=== Collected material ===

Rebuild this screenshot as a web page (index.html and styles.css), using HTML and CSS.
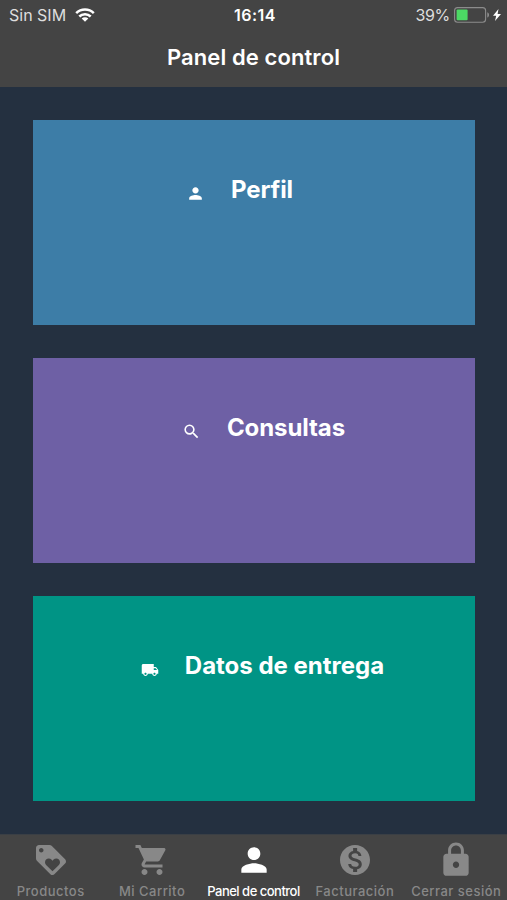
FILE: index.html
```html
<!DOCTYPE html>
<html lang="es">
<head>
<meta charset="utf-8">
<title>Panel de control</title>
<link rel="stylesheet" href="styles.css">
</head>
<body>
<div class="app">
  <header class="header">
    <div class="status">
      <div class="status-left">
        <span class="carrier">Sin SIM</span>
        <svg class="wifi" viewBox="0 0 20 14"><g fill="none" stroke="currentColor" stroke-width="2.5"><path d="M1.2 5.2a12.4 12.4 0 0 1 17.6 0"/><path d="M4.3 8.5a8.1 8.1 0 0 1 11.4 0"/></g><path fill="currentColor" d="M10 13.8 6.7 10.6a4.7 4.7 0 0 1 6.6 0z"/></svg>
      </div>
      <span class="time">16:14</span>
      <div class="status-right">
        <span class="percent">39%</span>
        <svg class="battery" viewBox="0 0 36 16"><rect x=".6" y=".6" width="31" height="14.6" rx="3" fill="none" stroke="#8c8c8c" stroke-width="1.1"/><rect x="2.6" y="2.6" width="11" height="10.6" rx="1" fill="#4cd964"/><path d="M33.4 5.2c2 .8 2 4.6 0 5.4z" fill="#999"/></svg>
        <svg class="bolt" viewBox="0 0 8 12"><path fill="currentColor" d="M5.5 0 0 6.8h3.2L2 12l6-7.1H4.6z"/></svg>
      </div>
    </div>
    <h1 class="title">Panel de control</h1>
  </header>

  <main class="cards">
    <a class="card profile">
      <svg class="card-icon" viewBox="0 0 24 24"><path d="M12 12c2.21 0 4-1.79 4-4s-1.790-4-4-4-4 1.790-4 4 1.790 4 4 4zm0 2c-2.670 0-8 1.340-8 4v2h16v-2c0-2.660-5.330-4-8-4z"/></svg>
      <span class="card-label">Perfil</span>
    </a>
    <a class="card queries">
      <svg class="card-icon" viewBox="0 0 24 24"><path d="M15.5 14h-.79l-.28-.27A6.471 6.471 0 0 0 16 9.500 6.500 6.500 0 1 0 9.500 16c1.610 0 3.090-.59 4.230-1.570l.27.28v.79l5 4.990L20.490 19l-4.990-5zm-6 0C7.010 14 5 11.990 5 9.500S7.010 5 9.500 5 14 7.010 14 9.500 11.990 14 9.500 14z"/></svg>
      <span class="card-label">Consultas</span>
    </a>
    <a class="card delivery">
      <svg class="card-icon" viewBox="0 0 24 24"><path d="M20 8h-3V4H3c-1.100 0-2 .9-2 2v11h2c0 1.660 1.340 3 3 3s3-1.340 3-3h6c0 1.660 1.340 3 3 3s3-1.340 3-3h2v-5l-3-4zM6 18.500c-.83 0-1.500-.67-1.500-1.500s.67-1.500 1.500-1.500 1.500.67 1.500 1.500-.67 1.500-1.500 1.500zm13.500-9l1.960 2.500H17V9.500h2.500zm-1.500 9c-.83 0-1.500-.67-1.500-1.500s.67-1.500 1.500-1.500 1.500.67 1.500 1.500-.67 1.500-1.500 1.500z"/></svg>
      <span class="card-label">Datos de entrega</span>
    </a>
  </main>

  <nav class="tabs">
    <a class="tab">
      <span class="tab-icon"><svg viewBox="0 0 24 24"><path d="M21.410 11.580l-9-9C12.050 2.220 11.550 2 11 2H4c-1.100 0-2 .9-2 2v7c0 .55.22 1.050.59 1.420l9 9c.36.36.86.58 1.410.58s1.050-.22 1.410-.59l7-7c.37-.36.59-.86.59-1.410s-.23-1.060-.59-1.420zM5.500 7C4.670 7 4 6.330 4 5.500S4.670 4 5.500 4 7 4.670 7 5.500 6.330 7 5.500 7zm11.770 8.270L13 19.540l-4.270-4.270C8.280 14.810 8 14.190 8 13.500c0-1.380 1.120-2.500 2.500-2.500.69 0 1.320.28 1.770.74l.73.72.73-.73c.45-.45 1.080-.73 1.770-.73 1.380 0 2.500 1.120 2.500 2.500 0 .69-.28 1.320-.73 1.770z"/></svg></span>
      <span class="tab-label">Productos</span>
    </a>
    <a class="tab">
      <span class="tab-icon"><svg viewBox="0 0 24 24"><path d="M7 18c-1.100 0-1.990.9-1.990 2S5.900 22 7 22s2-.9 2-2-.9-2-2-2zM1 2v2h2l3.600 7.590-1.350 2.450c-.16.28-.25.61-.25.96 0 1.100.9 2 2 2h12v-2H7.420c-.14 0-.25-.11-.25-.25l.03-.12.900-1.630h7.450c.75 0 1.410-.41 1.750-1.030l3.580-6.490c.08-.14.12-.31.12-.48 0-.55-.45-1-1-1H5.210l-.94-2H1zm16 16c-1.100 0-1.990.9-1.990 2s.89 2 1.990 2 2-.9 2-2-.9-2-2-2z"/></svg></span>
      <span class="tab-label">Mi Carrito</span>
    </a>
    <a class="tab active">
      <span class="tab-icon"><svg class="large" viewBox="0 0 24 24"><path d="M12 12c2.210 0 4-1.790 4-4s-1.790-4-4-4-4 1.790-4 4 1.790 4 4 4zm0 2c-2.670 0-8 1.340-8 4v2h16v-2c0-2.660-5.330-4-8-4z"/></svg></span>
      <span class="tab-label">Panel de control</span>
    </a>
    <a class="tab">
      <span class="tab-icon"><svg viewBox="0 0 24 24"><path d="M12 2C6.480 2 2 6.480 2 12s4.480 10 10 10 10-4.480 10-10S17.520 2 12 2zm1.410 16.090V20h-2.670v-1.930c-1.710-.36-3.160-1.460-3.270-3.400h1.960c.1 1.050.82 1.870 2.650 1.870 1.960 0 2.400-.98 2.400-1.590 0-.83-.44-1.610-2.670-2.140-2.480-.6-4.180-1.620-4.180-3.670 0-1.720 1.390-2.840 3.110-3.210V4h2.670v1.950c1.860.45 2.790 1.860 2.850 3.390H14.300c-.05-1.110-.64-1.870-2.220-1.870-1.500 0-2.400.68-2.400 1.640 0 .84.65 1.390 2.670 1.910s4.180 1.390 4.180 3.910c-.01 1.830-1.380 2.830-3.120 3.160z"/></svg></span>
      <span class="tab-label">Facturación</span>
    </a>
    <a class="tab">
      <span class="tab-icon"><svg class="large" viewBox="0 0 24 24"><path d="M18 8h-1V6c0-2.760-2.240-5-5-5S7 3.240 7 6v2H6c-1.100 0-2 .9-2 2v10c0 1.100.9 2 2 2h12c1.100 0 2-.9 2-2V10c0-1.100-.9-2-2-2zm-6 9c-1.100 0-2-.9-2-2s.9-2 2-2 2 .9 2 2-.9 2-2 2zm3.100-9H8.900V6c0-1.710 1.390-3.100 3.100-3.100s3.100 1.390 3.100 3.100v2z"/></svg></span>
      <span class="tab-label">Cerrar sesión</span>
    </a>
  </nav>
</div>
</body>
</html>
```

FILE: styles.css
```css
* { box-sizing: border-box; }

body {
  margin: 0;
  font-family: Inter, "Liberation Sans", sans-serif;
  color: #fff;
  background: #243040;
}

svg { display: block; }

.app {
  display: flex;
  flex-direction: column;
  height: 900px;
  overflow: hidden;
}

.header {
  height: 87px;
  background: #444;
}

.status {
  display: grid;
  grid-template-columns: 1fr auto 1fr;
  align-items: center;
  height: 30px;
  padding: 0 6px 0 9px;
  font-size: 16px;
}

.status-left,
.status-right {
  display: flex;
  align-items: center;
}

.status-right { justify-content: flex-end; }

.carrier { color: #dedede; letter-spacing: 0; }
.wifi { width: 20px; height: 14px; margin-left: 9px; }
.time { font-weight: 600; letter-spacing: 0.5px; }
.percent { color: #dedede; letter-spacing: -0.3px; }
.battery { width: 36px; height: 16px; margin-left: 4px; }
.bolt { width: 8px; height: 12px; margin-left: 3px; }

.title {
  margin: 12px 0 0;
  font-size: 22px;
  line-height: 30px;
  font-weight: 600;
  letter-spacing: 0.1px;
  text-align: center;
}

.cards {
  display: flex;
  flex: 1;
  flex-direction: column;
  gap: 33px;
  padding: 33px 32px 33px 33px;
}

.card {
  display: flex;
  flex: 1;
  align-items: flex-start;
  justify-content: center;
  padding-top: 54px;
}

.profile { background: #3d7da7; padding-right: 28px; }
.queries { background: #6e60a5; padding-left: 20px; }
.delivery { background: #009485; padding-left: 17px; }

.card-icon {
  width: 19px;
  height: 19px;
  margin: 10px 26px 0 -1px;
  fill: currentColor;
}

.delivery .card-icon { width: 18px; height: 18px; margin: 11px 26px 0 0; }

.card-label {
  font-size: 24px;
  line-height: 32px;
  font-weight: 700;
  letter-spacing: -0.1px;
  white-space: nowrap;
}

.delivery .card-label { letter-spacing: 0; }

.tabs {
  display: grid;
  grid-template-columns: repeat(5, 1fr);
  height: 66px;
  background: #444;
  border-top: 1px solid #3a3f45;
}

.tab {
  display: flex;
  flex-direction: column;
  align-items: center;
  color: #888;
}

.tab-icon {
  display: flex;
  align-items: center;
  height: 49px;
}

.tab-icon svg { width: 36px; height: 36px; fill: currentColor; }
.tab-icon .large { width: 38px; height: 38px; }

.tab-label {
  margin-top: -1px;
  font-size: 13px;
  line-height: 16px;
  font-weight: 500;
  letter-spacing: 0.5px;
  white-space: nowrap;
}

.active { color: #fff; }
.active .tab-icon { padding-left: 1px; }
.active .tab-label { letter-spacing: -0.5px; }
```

===

Given instruction: From the listing above, pick out every line containing "styles".

Solved problem:
Rebuild this screenshot as a web page (index.html and styles.css), using HTML and CSS.
<link rel="stylesheet" href="styles.css">
FILE: styles.css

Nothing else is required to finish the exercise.